Difference between Two Vectors, Spherical Coordinates

[Higgy]

Homework Statement

I'm doing a problem that involves expressing, for two arbitrary vectors $\vec{x}$ and $\vec{x'}$,

$$|\vec{x}-\vec{x'}|$$

in spherical coordinates ($\rho,\theta,\phi$).

Homework Equations

Law of Cosines:

$$c^{2}=a^{2}+b^{2}-2ab\cos\gamma$$

where $\gamma$ is the angle between a and b.

The Attempt at a Solution

Using the law of cosines, we can write

$$|\vec{x}-\vec{x'}|=(\rho^{2}+\rho'^{2}-2\rho\rho'\cos\gamma)^{\frac{1}{2}}$$

but I can't figure out what the angle between the vectors $\gamma$ would be. I imagine a plane formed by the two vectors, and the angle being between the two vectors in that plane. How I describe this mathematically, though, is confusing. Can anyone push me in the right direction?

EDIT:
Alright, I took a new approach. I decided to express the difference in Cartesian coordinates, and then convert to spherical coordinates. In doing so, I get:

$$|\vec{x}-\vec{x'}|=(\rho^{2}+\rho'^{2}-2\rho\rho'[\sin\theta\sin\theta'(\cos\phi\cos\phi'+\sin\phi\sin\phi')+\cos\theta\cos\theta'])^{\frac{1}{2}}$$

which gives me the $\gamma$ I was looking for.
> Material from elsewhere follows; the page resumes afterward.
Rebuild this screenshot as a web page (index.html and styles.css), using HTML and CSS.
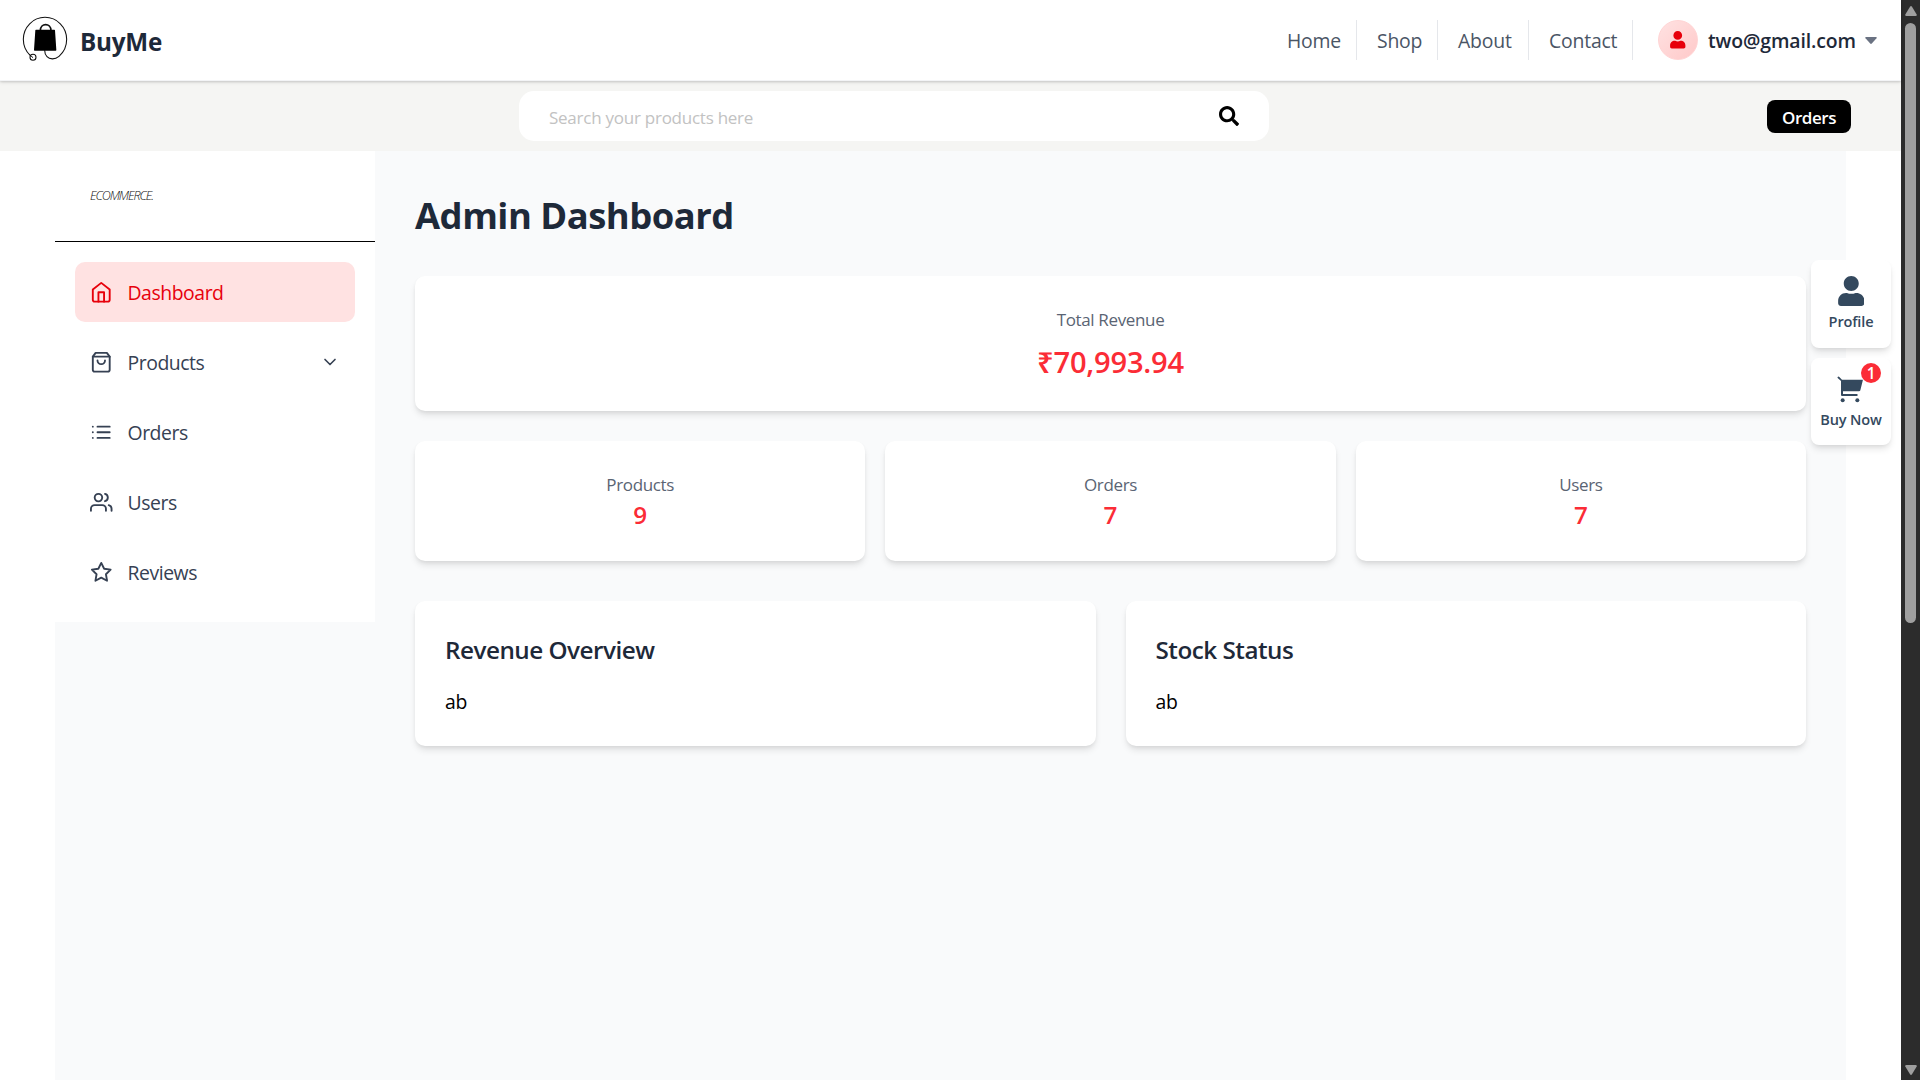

It would be nice if there were an easy way to simply that, though...

 

[gabbagabbahey]

Usually, you are free to orient your coordinate system as you choose, and so a good choice is often to orient it such that $\vec{x'}$ points in the z-direction and hence $\theta'=0$ and you get a much simpler expression:

$$|\vec{x}-\vec{x'}|=\rho^{2}+(\rho ')^{2}-2\rho\rho ' cos \theta$$

 

[Higgy]

Usually, you are free to orient your coordinate system as you choose, and so a good choice is often to orient it such that $\vec{x'}$ points in the z-direction and hence $\theta'=0$ and you get a much simpler expression:

$$|\vec{x}-\vec{x'}|=\rho^{2}+(\rho ')^{2}-2\rho\rho ' cos \theta$$

That's useful a point.

In the larger problem that this is for, a rigid body (described by f(x')) is rotating around a particular axis with angular velocity $\omega$ - so I am restricted to making the z-axis parallel to $\vec{\omega}$. Hence, the most general expression is required.

 

[gabbagabbahey]

In that case, I think the most you can do to simplify is to use the trig Identity $\cos (\phi -\phi ')=\cos \phi \cos \phi '+\sin \phi \sin\phi '$

 

[Higgy]

Right! Working it out right now. Thanks.